## DATA ROWS
▼

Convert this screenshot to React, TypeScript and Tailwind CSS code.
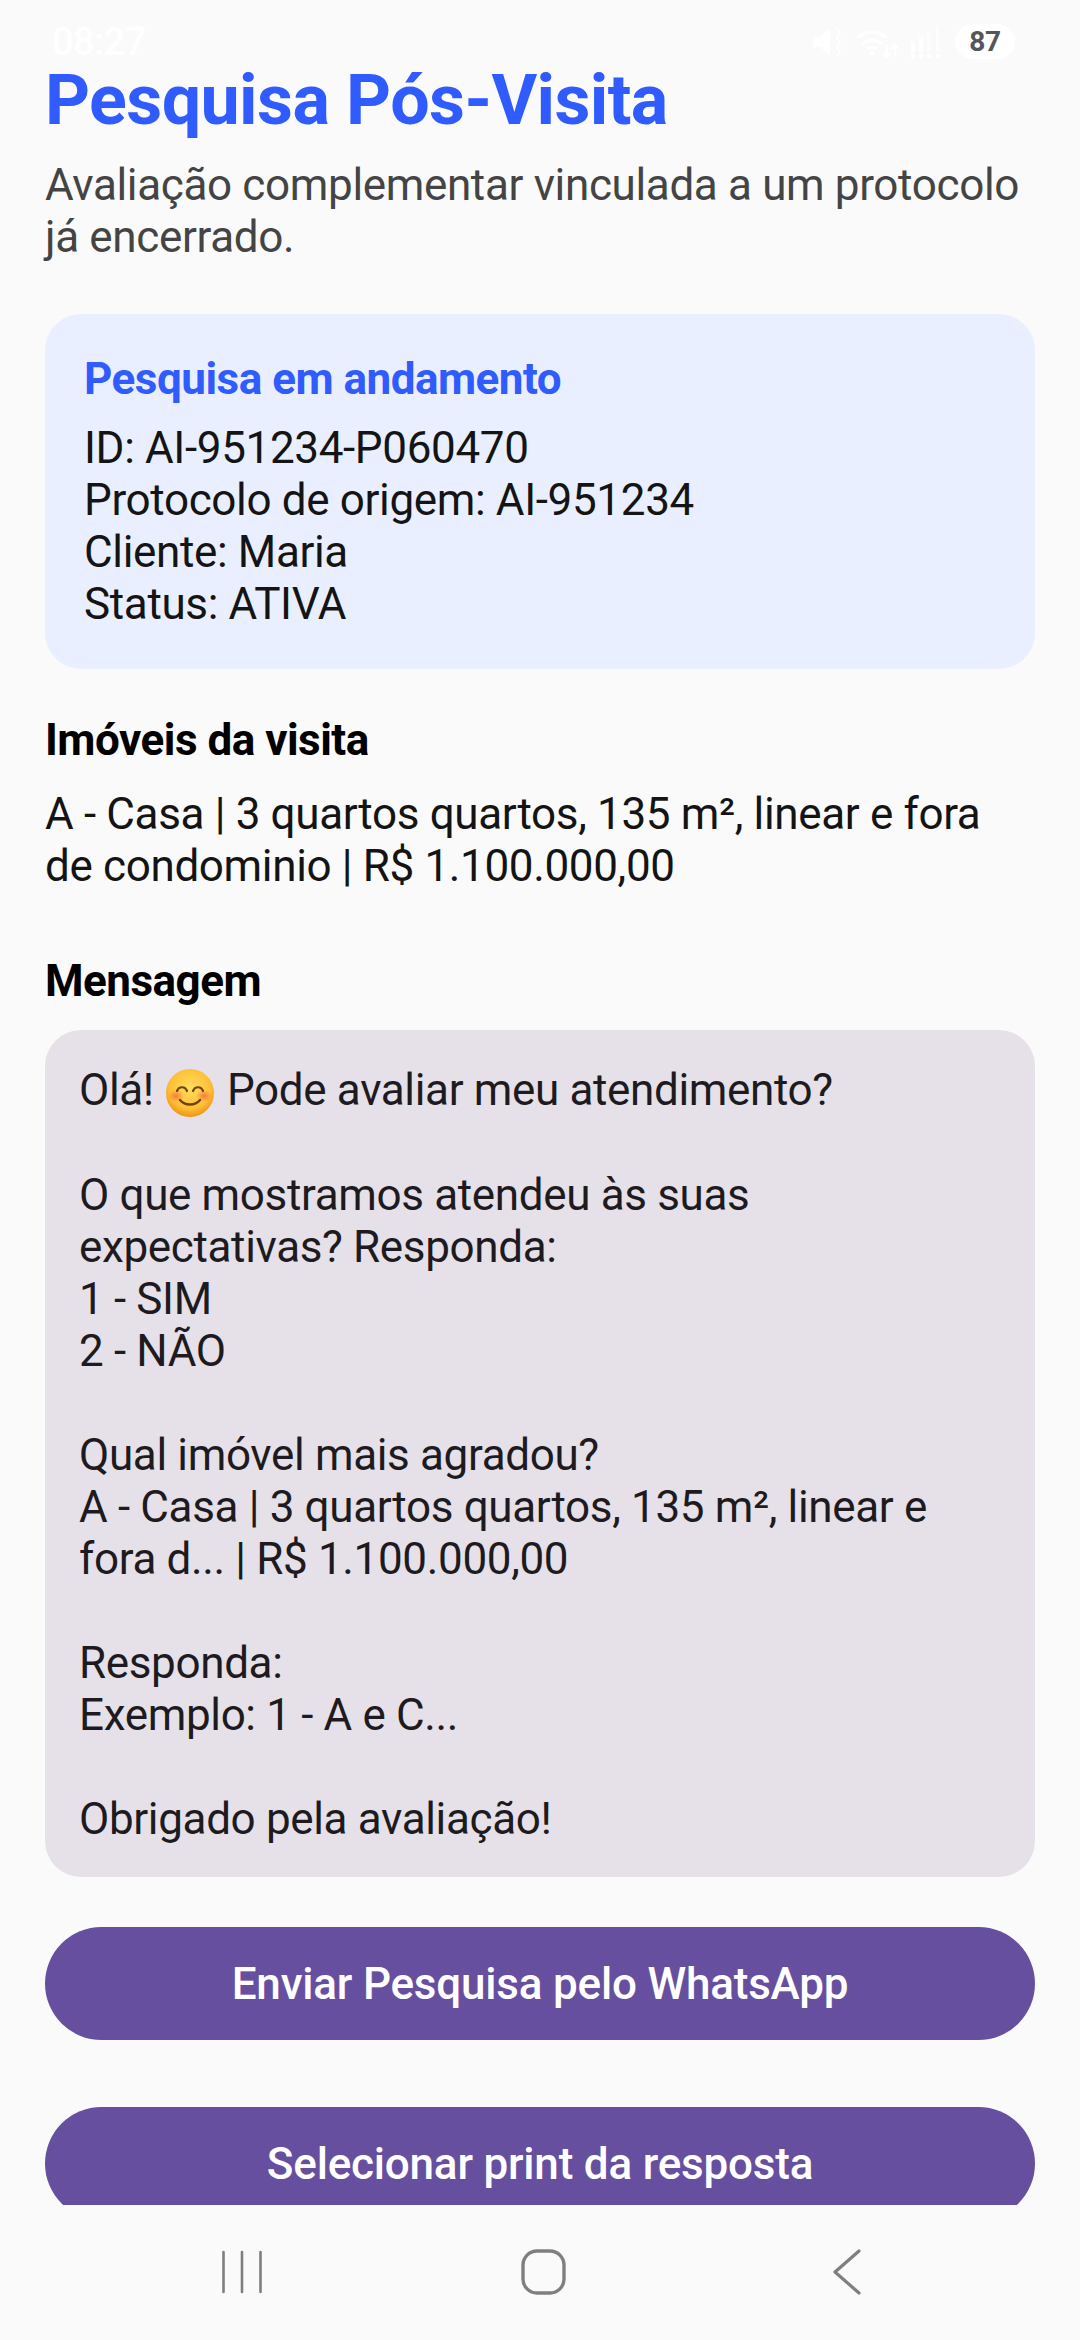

▲
▼

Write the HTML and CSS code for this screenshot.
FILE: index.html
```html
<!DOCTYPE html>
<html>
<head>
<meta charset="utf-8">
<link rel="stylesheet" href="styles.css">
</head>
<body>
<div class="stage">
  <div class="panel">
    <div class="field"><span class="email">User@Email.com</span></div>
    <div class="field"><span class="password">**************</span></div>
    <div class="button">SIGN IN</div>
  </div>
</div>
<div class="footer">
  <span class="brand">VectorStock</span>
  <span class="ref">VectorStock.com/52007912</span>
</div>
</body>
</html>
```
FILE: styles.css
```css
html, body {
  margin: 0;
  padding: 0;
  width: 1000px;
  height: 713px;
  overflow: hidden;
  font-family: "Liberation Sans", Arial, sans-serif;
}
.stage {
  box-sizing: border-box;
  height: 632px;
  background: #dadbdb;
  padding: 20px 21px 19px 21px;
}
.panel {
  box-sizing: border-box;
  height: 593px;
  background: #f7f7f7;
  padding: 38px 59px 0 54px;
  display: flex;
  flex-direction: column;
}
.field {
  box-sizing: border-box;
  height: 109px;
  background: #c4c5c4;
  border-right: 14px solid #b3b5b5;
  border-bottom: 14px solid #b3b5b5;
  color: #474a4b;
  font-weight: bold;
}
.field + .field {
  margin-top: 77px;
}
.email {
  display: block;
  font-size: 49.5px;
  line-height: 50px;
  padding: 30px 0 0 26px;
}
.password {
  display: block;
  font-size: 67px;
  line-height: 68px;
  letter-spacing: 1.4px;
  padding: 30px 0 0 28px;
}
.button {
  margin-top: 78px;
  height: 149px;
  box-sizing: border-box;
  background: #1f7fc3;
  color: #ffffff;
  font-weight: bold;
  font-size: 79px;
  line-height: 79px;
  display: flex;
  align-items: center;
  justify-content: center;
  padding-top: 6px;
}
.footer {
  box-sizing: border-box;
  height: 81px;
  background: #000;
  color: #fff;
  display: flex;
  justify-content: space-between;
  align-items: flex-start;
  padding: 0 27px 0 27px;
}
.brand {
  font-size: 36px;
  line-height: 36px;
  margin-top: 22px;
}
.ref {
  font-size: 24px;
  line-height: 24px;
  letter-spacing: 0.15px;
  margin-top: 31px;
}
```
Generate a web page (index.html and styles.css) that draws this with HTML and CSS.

▲
▼

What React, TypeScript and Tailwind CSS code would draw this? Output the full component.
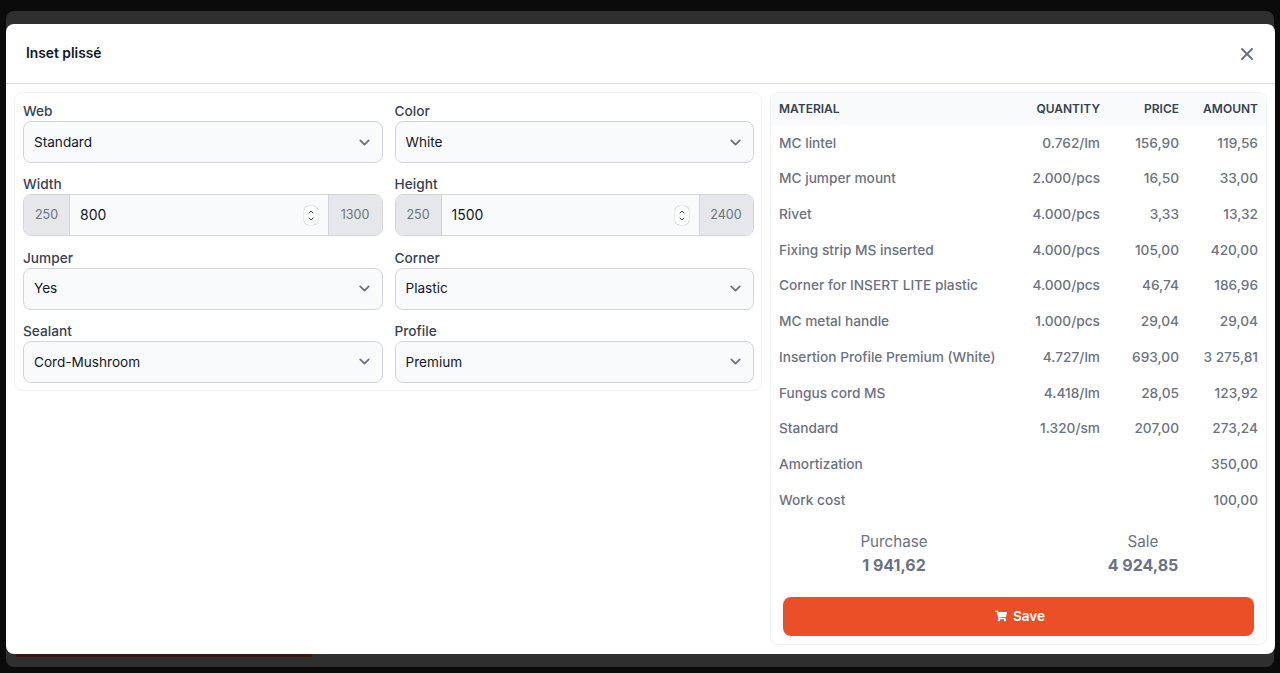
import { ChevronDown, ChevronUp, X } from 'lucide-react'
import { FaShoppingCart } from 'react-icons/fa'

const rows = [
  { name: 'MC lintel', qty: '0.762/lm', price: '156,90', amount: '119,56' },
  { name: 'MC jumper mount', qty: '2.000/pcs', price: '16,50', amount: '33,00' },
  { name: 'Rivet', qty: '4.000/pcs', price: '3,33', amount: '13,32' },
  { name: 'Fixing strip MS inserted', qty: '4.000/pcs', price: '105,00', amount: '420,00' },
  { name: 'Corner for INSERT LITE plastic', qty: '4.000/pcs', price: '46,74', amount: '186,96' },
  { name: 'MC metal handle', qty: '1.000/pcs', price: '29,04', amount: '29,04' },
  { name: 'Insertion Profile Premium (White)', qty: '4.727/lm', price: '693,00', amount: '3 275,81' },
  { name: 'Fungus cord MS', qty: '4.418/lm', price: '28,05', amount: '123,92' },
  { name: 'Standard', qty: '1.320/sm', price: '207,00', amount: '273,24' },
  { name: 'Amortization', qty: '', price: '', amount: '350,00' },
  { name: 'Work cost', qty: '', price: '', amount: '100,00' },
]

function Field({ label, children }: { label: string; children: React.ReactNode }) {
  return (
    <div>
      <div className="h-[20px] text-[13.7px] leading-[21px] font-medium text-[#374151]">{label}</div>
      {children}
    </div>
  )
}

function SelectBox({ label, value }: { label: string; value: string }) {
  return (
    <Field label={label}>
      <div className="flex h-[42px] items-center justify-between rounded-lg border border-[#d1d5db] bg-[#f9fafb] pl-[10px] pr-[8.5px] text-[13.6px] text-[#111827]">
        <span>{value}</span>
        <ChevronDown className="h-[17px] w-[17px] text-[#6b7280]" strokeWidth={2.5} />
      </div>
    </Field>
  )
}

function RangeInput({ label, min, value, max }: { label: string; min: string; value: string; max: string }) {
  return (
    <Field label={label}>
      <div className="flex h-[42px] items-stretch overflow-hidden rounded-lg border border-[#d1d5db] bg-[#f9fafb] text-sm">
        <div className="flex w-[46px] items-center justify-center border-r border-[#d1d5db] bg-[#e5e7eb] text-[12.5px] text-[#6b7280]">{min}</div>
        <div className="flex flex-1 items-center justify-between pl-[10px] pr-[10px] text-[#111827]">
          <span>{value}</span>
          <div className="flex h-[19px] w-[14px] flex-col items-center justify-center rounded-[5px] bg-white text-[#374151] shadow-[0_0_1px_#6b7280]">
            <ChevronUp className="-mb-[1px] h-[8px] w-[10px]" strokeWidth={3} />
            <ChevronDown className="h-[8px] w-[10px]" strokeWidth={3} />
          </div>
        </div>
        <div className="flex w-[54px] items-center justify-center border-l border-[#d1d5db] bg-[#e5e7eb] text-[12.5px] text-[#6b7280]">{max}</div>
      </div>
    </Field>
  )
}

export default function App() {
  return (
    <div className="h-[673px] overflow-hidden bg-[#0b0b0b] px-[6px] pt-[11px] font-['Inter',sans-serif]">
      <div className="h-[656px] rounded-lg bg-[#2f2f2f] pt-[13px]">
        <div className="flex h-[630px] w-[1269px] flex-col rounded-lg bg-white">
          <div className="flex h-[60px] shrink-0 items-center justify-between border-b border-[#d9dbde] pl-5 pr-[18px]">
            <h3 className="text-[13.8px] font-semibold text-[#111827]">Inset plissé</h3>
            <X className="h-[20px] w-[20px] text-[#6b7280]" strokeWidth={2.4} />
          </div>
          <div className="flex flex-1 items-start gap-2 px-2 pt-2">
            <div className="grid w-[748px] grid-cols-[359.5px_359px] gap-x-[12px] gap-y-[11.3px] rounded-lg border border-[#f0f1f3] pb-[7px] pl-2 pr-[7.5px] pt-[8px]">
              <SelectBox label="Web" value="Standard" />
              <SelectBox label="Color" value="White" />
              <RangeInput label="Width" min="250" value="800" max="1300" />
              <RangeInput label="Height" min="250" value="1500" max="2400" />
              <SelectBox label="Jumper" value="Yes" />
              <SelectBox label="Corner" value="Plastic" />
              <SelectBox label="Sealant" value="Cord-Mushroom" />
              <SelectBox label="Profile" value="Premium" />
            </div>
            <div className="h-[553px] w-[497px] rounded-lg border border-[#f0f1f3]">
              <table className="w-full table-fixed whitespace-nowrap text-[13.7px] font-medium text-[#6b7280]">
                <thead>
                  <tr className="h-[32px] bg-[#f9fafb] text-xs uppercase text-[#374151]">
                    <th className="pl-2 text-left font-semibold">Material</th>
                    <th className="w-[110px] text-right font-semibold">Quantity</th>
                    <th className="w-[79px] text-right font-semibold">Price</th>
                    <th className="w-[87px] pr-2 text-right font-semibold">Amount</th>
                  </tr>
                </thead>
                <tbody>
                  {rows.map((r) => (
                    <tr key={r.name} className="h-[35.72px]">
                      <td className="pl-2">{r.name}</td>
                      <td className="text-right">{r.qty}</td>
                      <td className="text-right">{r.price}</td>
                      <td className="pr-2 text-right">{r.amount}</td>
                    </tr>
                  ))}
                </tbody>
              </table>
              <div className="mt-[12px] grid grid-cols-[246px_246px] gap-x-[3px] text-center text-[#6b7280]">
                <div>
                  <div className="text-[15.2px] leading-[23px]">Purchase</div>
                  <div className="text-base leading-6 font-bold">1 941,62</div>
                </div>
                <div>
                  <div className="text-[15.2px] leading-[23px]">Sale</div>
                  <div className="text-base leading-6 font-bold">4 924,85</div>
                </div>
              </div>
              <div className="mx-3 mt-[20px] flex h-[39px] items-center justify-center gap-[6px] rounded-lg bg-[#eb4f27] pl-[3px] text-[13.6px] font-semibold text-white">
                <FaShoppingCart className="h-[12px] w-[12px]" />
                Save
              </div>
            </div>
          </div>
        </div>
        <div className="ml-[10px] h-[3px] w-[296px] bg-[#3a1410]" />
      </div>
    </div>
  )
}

▲

In the material above, find each line that contains the word "screenshot", and select it.

## RESULT OF THIS EXERCISE
Convert this screenshot to React, TypeScript and Tailwind CSS code.
Write the HTML and CSS code for this screenshot.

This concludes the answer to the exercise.